Your task >> Return the lines where the word "this" occurs.

Records from a data collection:
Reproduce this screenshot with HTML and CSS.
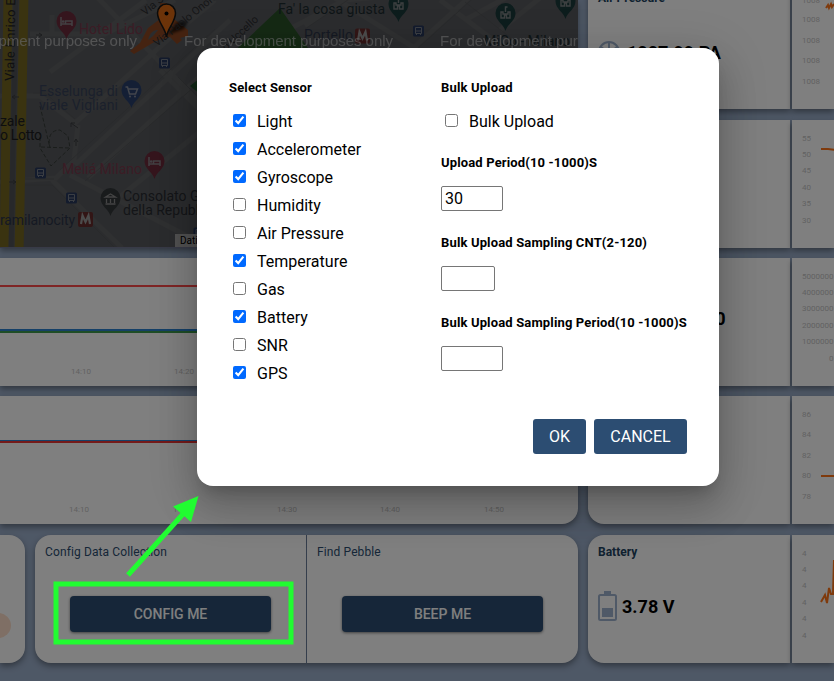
FILE: index.html
```html
<!DOCTYPE html>
<html lang="en">
<head>
<meta charset="utf-8">
<title>Pebble dashboard</title>
<link rel="stylesheet" href="styles.css">
</head>
<body>
<main class="dashboard">
  <div class="left">
    <div class="map">
      <svg width="578" height="248" viewBox="0 0 578 248">
        <defs>
          <path id="drop" d="M0 14C-2 7-10 4-10-4a10 10 0 0 1 20 0C10 4 2 7 0 14z"/>
          <g id="bus"><rect x="-5.500" y="-5.500" width="11" height="11" rx="1.500" fill="#26375a"/><path d="M-3-3.500h6v6h-6zM-3 0h6M-2 2.500v1.500M2 2.500v1.500" fill="none" stroke="#777c86"/></g>
          <g id="bed"><use href="#drop" fill="#6a2b3b"/><path d="M-5.500-8v9M-5.500-1h11v2M5.500-1v-3H-1v3" fill="none" stroke="#858087" stroke-width="1.500"/><circle cx="-3.300" cy="-3.500" r="1.300" fill="#858087"/></g>
          <g id="fort"><use href="#drop" fill="#1b3a3a"/><path d="M-4.500-5v6h3.500v-3h2v3h3.500v-6h-2v2h-5v-2zM0-5v-5h2" fill="none" stroke="#7b8182" stroke-width="1.400"/></g>
          <g id="metro"><rect x="-7.500" y="-7.500" width="15" height="15" rx="2" fill="#652a2a"/><path d="M-4.500 4.500L-3-4 0 2.500 3-4 4.500 4.500" fill="none" stroke="#999" stroke-width="2.200"/></g>
          <filter id="soft"><feGaussianBlur stdDeviation="1.500"/></filter>
        </defs>
        <rect width="578" height="248" fill="#57595d"/>
        <g fill="none" stroke="#5f6062" stroke-width="5">
          <path d="M0 96h40l35 27 105-94 35-29M50 72L146 0M95-5L250 155M32 34h20V15M75 165L230 20M70 175l140 73M78 125l-4 35-18 18-56 4M52 180l70 68M88 178L240 40M110 205L245 95M160 70l60 60M30 34h75l70-34M305 26l60-40M230 60L345 0 578-20M400 60L475-8M440 0l80 60M465 20L520-10M330-5l120 75M500 30L550-10"/>
        </g>
        <g fill="none" stroke="#515356" stroke-width=".8"><path d="M60 170L215 29M85 181L244 44M33 93h12l30 26M0 179h54M0 185h52l63 63M178 77l50 50M465 2l70 55M305 29l65-44M405 60L480-8"/></g>
        <path d="M225 60L280 8l28 40v12z" fill="#2a5329"/>
        <path d="M190 86l10-8v16z" fill="#245331"/>
        <path d="M8-5L4 255M24-5L19 255" stroke="#746621" stroke-width="9"/>
        <path d="M16-5L11 255" stroke="#4f5154" stroke-width="5"/>
        <path d="M40 106l10 42c-3-14 3-18 10-18l8 6 2 12-19 18-11-18v-15M41 147l28 1" fill="none" stroke="#353b37" stroke-dasharray="4 2"/>
        <path d="M12 97h7m-7 0l3-2m-3 2l3 2M36 35h6m0 0l-3-2m3 2l-3 2M71 123l7 5m-7-5h4m-4 0v4M76 146v-7m0 0l-2 3m2-3l2 3M9 182h7m0 0l-3-2m3 2l-3 2" fill="none" stroke="#3b3d40"/>
        <use href="#bus" x="164.500" y="63"/><use href="#bus" x="40.500" y="173"/><use href="#bus" x="71.500" y="198"/><use href="#bus" x="418.500" y="31"/><use href="#bus" x="199" y="233"/>
        <use href="#bed" x="66.500" y="25"/><use href="#bed" x="154.500" y="165"/>
        <g transform="translate(131.500 94)"><use href="#drop" fill="#283f6b"/><path d="M-6-7h2l2 7h6l2-5h-9" fill="none" stroke="#858b98" stroke-width="1.500"/><circle cx="-1.500" cy="2.500" r="1" fill="#858b98"/><circle cx="3.500" cy="2.500" r="1" fill="#858b98"/></g>
        <g transform="translate(110.500 202)"><use href="#drop" fill="#323639"/><path d="M-5-5L0-8 5-5zM-4-3v4M0-3v4M4-3v4M-5 2H5" fill="none" stroke="#888" stroke-width="1.300"/></g>
        <use href="#fort" x="398.500" y="8"/><use href="#fort" x="505.500" y="17"/><use href="#fort" x="565.500" y="5"/>
        <use href="#metro" x="85.500" y="219.500"/><use href="#metro" x="362.500" y="36"/>
        <path d="M130 51l10-8 8-15 12-9 0-16h6l8 8v8l14 11v6l-8 2 2 2-5 4-7-7-14 4-22 13z" fill="#8b4723"/>
        <path d="M148 40c2-8 6-10 10-10l-5 6z" fill="#57595d"/>
        <path d="M167 35l10-13 11-1-4 8z" filter="url(#soft)" opacity=".7"/>
        <g class="map-label">
          <text x="79" y="34" textLength="64" fill="#77384a">Hotel Lido</text>
          <text x="39" y="96" textLength="79" fill="#364158">Esselunga di</text>
          <text x="39" y="110" textLength="79" fill="#364158">viale Vigliani</text>
          <text x="0" y="126" textLength="25" fill="#1c1d20">zale</text>
          <text x="0" y="140" textLength="42" fill="#1c1d20">o Lotto</text>
          <text x="62" y="174" textLength="80" fill="#77384a">Meliá Milano</text>
          <text x="123" y="201" fill="#282b30">Consolato G</text>
          <text x="123" y="215" fill="#282b30">della Repubblica</text>
          <text x="0" y="225" textLength="75" fill="#2b3346">ramilanocity</text>
          <text x="278" y="14" textLength="107" fill="#1d2b2f">Fa' la cosa giusta</text>
          <text x="304" y="40" textLength="49" fill="#2b3346">Portello</text>
          <text x="484" y="46" textLength="86" fill="#1d2b2f">MiCo - Milano</text>
          <text transform="translate(14 81) rotate(-89)" fill="#202124" font-size="13" letter-spacing=".3">Viale Enrico Elia</text>
          <text transform="translate(145 16) rotate(-39)" fill="#2c2d30" font-size="11">Via Silva</text>
          <text transform="translate(157 47) rotate(-39)" fill="#2c2d30" font-size="11">Via Paolo Onorato</text>
          <text transform="translate(226 51) rotate(-43)" fill="#2c2d30" font-size="11">o Uccello</text>
        </g>
        <path d="M166.500 37c-1-9-9-15-9-24a9 9 0 0 1 18 0c0 9-8 15-9 24z" fill="#d96613" stroke="#161616" stroke-width="1.500"/><circle cx="166.500" cy="13.500" r="2"/>
        <g class="watermark"><text x="-72" y="46" textLength="209">For development purposes only</text><text x="184" y="46" textLength="209">For development purposes only</text><text x="440" y="46" textLength="209">For development purposes only</text></g>
        <rect x="175" y="234" width="130" height="13" fill="#a3a3a3"/><text class="attribution" x="180" y="244">Dati mappa</text>
        <path d="M0 247.500h578" stroke="#71758f"/>
      </svg>
    </div>
    <section class="card wide">
      <svg width="578" height="128"><path d="M0 28h578" stroke="#ff4a4a" stroke-width="2"/><path d="M0 72h578" stroke="#2a80d0" stroke-width="2"/><path d="M0 74h578" stroke="#3c9a4c" stroke-width="2"/><g class="axis"><text x="71" y="116">14:10</text><text x="174" y="116">14:20</text></g></svg>
    </section>
    <section class="card wide rounded">
      <svg width="578" height="128"><path d="M0 44.500h578" stroke="#2a80d0"/><path d="M0 46h578" stroke="#e83434" stroke-width="2"/><g class="axis"><text x="69" y="116">14:10</text><text x="173" y="116">14:20</text><text x="277" y="116">14:30</text><text x="380" y="116">14:40</text><text x="484" y="116">14:50</text></g></svg>
    </section>
    <div class="actions">
      <section class="card edge"><span class="blob"></span></section>
      <section class="card pair">
        <div class="action"><h2>Config Data Collection</h2><button>CONFIG ME</button></div>
        <div class="action"><h2>Find Pebble</h2><button>BEEP ME</button></div>
      </section>
    </div>
  </div>
  <div class="right">
    <div class="metric first"><section class="card stat"><h2>Air Pressure</h2><div class="reading"><svg width="22" height="30" viewBox="0 0 22 30"><circle cx="11" cy="15" r="10" fill="none" stroke="#9fb3cf" stroke-width="2"/><path d="M11 5v6M3 10l4 3M19 10l-4 3" stroke="#9fb3cf" stroke-width="2"/></svg><b>1007.99 PA</b></div></section>
      <section class="card graph"><svg width="42" height="128"><g class="axis"><text x="10" y="22">1008</text><text x="10" y="41">1008</text><text x="10" y="62">1008</text><text x="10" y="82">1008</text><text x="10" y="103">1008</text></g><path d="M34 27l2-3 1 3 2-4 1 3 2-3" class="trend"/></svg></section></div>
    <div class="metric"><section class="card stat"></section><section class="card graph"><svg width="42" height="128"><g class="axis"><text x="10" y="21">55</text><text x="10" y="37">50</text><text x="10" y="53">45</text><text x="10" y="70">40</text><text x="10" y="86">35</text><text x="10" y="103">30</text></g><path d="M29 29h7l7 1" class="trend"/></svg></section></div>
    <div class="metric"><section class="card stat"><div class="reading gas"><b>50000</b></div></section><section class="card graph"><svg width="42" height="128"><g class="axis"><text x="10" y="21">5000000</text><text x="10" y="37">4000000</text><text x="10" y="53">3000000</text><text x="10" y="70">2000000</text><text x="10" y="86">1000000</text><text x="37" y="103">0</text></g></svg></section></div>
    <div class="metric"><section class="card stat"></section><section class="card graph"><svg width="42" height="128"><g class="axis"><text x="10" y="21">86</text><text x="10" y="41">84</text><text x="10" y="62">82</text><text x="10" y="82">80</text><text x="10" y="103">78</text></g><path d="M29 80h14" class="trend"/></svg></section></div>
    <div class="metric last"><section class="card stat"><h2>Battery</h2><div class="reading"><svg width="20" height="30" viewBox="0 0 20 30"><path d="M6 0h7v3H6z" fill="#9fb3cf"/><rect x="1" y="4" width="17" height="25" rx="1.500" fill="none" stroke="#9fb3cf" stroke-width="2"/><rect x="4" y="17" width="11" height="9" fill="#9fb3cf"/></svg><b>3.78 V</b></div></section>
      <section class="card graph"><svg width="42" height="128"><g class="axis"><text x="10" y="21">4</text><text x="10" y="37">4</text><text x="10" y="53">4</text><text x="10" y="70">4</text><text x="10" y="86">4</text><text x="10" y="103">4</text></g><path d="M29 67l4-7 2 8 2-15 2 6h2l1-34" class="trend"/></svg></section></div>
  </div>
</main>
<div class="backdrop">
  <form class="dialog">
    <div class="columns">
      <div class="column">
        <h3>Select Sensor</h3>
        <label><input type="checkbox" checked>Light</label>
        <label><input type="checkbox" checked>Accelerometer</label>
        <label><input type="checkbox" checked>Gyroscope</label>
        <label><input type="checkbox">Humidity</label>
        <label><input type="checkbox">Air Pressure</label>
        <label><input type="checkbox" checked>Temperature</label>
        <label><input type="checkbox">Gas</label>
        <label><input type="checkbox" checked>Battery</label>
        <label><input type="checkbox">SNR</label>
        <label><input type="checkbox" checked>GPS</label>
      </div>
      <div class="column">
        <h3>Bulk Upload</h3>
        <label><input type="checkbox">Bulk Upload</label>
        <div class="field"><h3>Upload Period(10 -1000)S</h3><input class="number" type="text" value="30"></div>
        <div class="field"><h3>Bulk Upload Sampling CNT(2-120)</h3><input class="number short" type="text"></div>
        <div class="field"><h3>Bulk Upload Sampling Period(10 -1000)S</h3><input class="number" type="text"></div>
      </div>
    </div>
    <div class="buttons"><button type="button">OK</button><button type="button">CANCEL</button></div>
  </form>
</div>
<svg class="annotation" width="250" height="160" viewBox="0 0 250 160"><rect x="8" y="94" width="235" height="58" fill="none" stroke="#21fc31" stroke-width="5"/><path d="M80 85l55-61" stroke="#21fc31" stroke-width="5"/><path d="M150.500 6l-25.500 10.500 18 15.500z" fill="#21fc31"/></svg>
</body>
</html>
```
FILE: styles.css
```css
* { box-sizing: border-box; }
body { margin: 0; height: 681px; overflow: hidden; position: relative; background: #9db0cc; font-family: Roboto, sans-serif; }
h2, h3 { margin: 0; }
svg { display: block; flex: none; }
.dashboard { display: flex; gap: 10px; height: 681px; overflow: hidden; }
.left { width: 578px; flex: none; display: flex; flex-direction: column; }
.map { height: 248px; margin-bottom: 10px; overflow: hidden; box-shadow: 0 3px 6px rgba(0, 0, 0, .38); }
.map-label { font-size: 14px; }
.watermark { font: 15px "Liberation Sans", sans-serif; fill: #cfcfcf; opacity: .65; }
.attribution { font-size: 10px; }
.card { background: #fff; box-shadow: 0 3px 6px rgba(0, 0, 0, .38); height: 128px; flex: none; }
.wide { margin-bottom: 10px; }
.rounded { border-radius: 0 0 16px 0; margin-bottom: 11px; }
.axis { font-size: 8px; fill: #c4c4c4; }
.actions { display: flex; gap: 10px; }
.edge { width: 25px; border-radius: 0 16px 16px 0; overflow: hidden; padding-top: 78px; }
.blob { display: block; width: 25px; height: 25px; border-radius: 50%; background: #ffdfca; margin-left: -14px; }
.pair { width: 543px; border-radius: 16px; display: flex; }
.action { width: 271px; padding: 10px; }
.action + .action { border-left: 1px solid #6a7c99; width: 272px; }
.action h2 { font-size: 12px; line-height: 15px; font-weight: 400; letter-spacing: .12px; color: #2c4d70; }
.action button { display: block; width: 201px; height: 36px; margin: 36px 0 0 25px; padding: 0; border: 0; border-radius: 4px; background: #2c4d72; color: #fff; font: 500 14px Roboto, sans-serif; box-shadow: 0 1px 3px rgba(0, 0, 0, .5); }
.right { width: 246px; flex: none; }
.metric { display: flex; gap: 2px; margin-bottom: 10px; }
.first { margin-top: -19px; margin-bottom: 11px; }
.metric:nth-child(4) { margin-bottom: 11px; }
.stat { width: 202px; border-radius: 16px 0 0 16px; padding: 10px; }
.stat h2 { font-size: 12px; line-height: 15px; font-weight: 700; color: #204260; }
.graph { width: 42px; }
.reading { display: flex; align-items: center; gap: 4px; margin-top: 31px; font-size: 18px; }
.reading b { font-weight: 700; }
.first .reading { gap: 7px; margin-top: 31px; }
.gas { margin: 40px 0 0 76px; }
.trend { fill: none; stroke: #ff7519; stroke-width: 2; }
.backdrop { position: absolute; inset: 0; background: rgba(0, 0, 0, .5); padding: 48px 0 0 197px; }
.dialog { width: 522px; height: 438px; padding: 32px; border-radius: 16px; background: #fff; color: #000; box-shadow: 0 11px 15px -7px rgba(0, 0, 0, .2), 0 24px 38px 3px rgba(0, 0, 0, .14), 0 9px 46px 8px rgba(0, 0, 0, .12); }
.columns { display: flex; height: 339px; }
.column { width: 212px; flex: none; }
.column + .column { width: 246px; }
.dialog h3 { font-size: 13px; line-height: 15px; font-weight: 700; letter-spacing: .15px; white-space: nowrap; }
.column > h3 { margin-bottom: 12px; }
.dialog label { display: flex; height: 28px; line-height: 29px; font-size: 16px; }
.dialog input[type="checkbox"] { width: 13px; height: 13px; margin: 7px 11px 0 4px; accent-color: #0069ff; }
.field { height: 80px; padding-top: 20px; }
.number { display: block; width: 62px; height: 25px; margin-top: 16px; padding: 1px 3px; border: 1px solid #767676; border-radius: 2px; font: 16px Roboto, sans-serif; color: #000; background: #fff; }
.number.short { width: 54px; }
.buttons { display: flex; justify-content: flex-end; gap: 8px; }
.buttons button { width: 93px; height: 35px; padding: 0; border: 0; border-radius: 3px; background: #2c4d72; color: #fff; font: 16px Roboto, sans-serif; }
.buttons button:first-child { width: 53px; }
.annotation { position: absolute; left: 48px; top: 490px; }
```
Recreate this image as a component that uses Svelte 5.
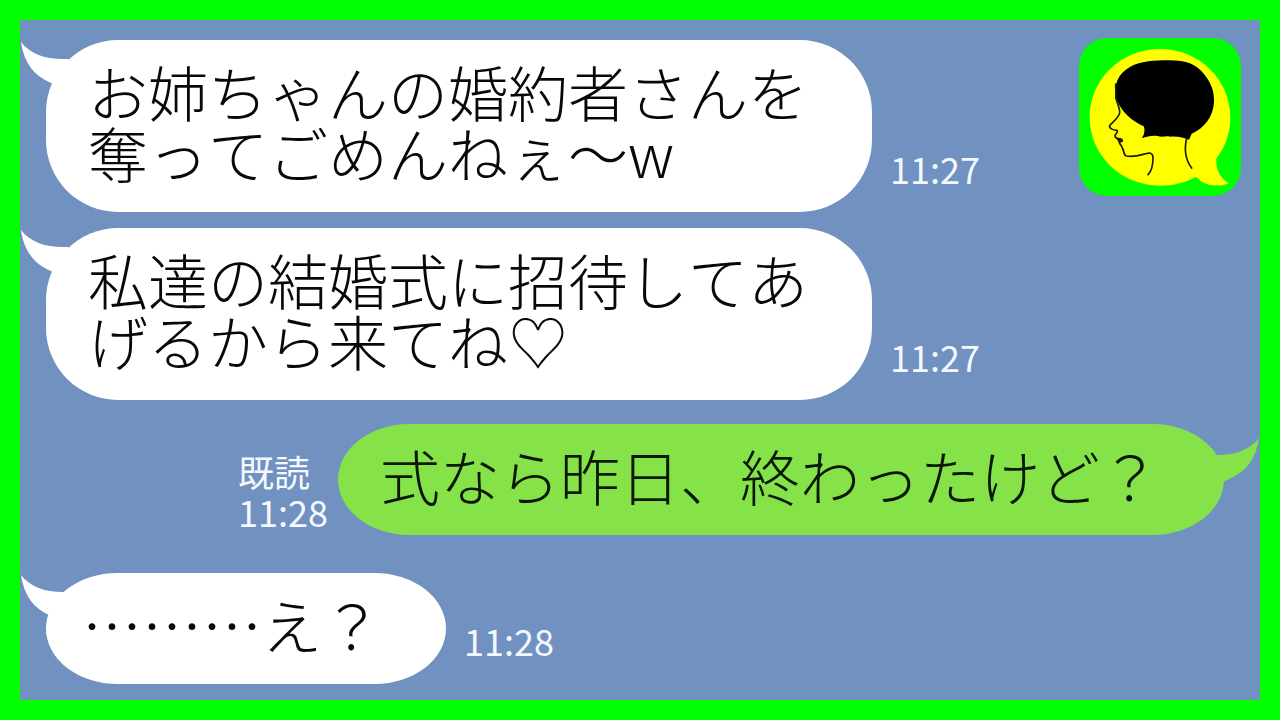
<script lang="ts">
  type Message = {
    from: 'them' | 'me';
    lines: string[];
    time: string;
    read?: boolean;
    space?: 'wide' | 'medium';
    dots?: boolean;
  };

  const messages: Message[] = [
    { from: 'them', lines: ['お姉ちゃんの婚約者さんを', '奪ってごめんねぇ～w'], time: '11:27' },
    { from: 'them', lines: ['私達の結婚式に招待してあ', 'げるから来てね♡'], time: '11:27' },
    { from: 'me', lines: ['式なら昨日、終わったけど？'], time: '11:28', read: true, space: 'medium' },
    { from: 'them', lines: ['………え？'], time: '11:28', space: 'wide', dots: true }
  ];
</script>

<main class="chat">
  <svg class="logo" viewBox="28 22 486 474" preserveAspectRatio="none" aria-hidden="true">
    <rect x="28" y="22" width="486" height="474" rx="84" fill="#00ff00" />
    <path
      d="M271 55C388 55 482 146 482 260C482 309 466 351 440 384C438 418 452 442 478 458C442 472 402 464 379 438C347 456 311 465 271 465C154 465 60 374 60 260C60 146 154 55 271 55Z"
      fill="#ffff00"
    />
    <path
      d="M137 205C134 155 146 132 176 112C208 91 252 89 300 89C350 89 378 100 403 130C426 158 434 185 433 214C431 258 404 292 366 309L358 327C343 321 324 316 301 318C289 315 277 321 264 316C249 314 234 316 216 323C224 312 227 299 222 287C188 271 159 248 143 212Z"
      fill="#000"
    />
    <g fill="none" stroke="#1c1c00" stroke-width="5" stroke-linecap="round" stroke-linejoin="round">
      <path d="M138 160L139 203C143 220 151 233 150 246C147 263 127 275 120 285C118 293 129 298 142 299C146 305 138 310 136 315C136 321 141 323 147 324C156 324 160 329 157 332L149 335C150 342 156 343 156 348C165 360 160 373 170 376C195 381 221 370 237 367C246 367 250 372 250 381C250 403 247 420 235 432" />
      <path d="M351 322C344 353 346 386 366 412" />
    </g>
    <path d="M138 321L158 327L156 334L148 336Z" fill="#1c1c00" />
  </svg>

  {#each messages as message}
    <article class="message {message.from} {message.space ?? ''}">
      <div class="bubble" class:single={message.lines.length === 1} class:dots={message.dots}>
        <svg class="tail" width="60" height="52" viewBox="0 0 60 52" aria-hidden="true">
          <path d="M1 2C10 14 26 20 48 19L60 32L48 52L31 43C14 36 4 23 1 2Z" />
        </svg>
        {#each message.lines as line}
          <p>{line}</p>
        {/each}
      </div>
      <div class="meta">
        {#if message.read}
          <span>既読</span>
        {/if}
        <time>{message.time}</time>
      </div>
    </article>
  {/each}
</main>

<style>
  :global(body) {
    margin: 0;
  }

  .chat {
    position: relative;
    box-sizing: border-box;
    min-height: 100vh;
    padding: 20px 36px 16px 26px;
    border: 20px solid #00ff00;
    background: #7191c0;
    font-family: 'Noto Sans CJK JP', sans-serif;
    font-kerning: none;
    display: flex;
    flex-direction: column;
    gap: 16px;
  }

  .logo {
    position: absolute;
    top: 18px;
    right: 19px;
    width: 162px;
    height: 158px;
  }

  .message {
    display: flex;
    align-items: flex-end;
    gap: 18px;
  }

  .message.me {
    flex-direction: row-reverse;
    gap: 10px;
  }

  .medium {
    margin-top: 8px;
  }

  .wide {
    margin-top: 22px;
  }

  .bubble {
    position: relative;
    padding: 20px 64px 30px 42px;
    border-radius: 72px;
    background: #fff;
    color: #080808;
    font-size: 60px;
    font-weight: 300;
    line-height: 61px;
    white-space: nowrap;
  }

  .bubble.single {
    border-radius: 72px / 56px;
  }

  .bubble.dots {
    padding-left: 36px;
  }

  .me .bubble {
    background: #85e249;
    color: #081803;
  }

  .bubble p {
    margin: 0;
  }

  .tail {
    position: absolute;
    top: 0;
    left: -26px;
    fill: #fff;
  }

  .me .tail {
    top: 12px;
    left: auto;
    right: -36px;
    fill: #85e249;
    transform: scaleX(-1);
  }

  .meta {
    display: flex;
    flex-direction: column;
    margin-bottom: 24px;
    color: #f4f8ff;
    font-size: 36px;
    line-height: 40px;
  }

  .me .meta {
    margin-bottom: 4px;
  }
</style>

Task output >>
Reproduce this screenshot with HTML and CSS.
Recreate this image as a component that uses Svelte 5.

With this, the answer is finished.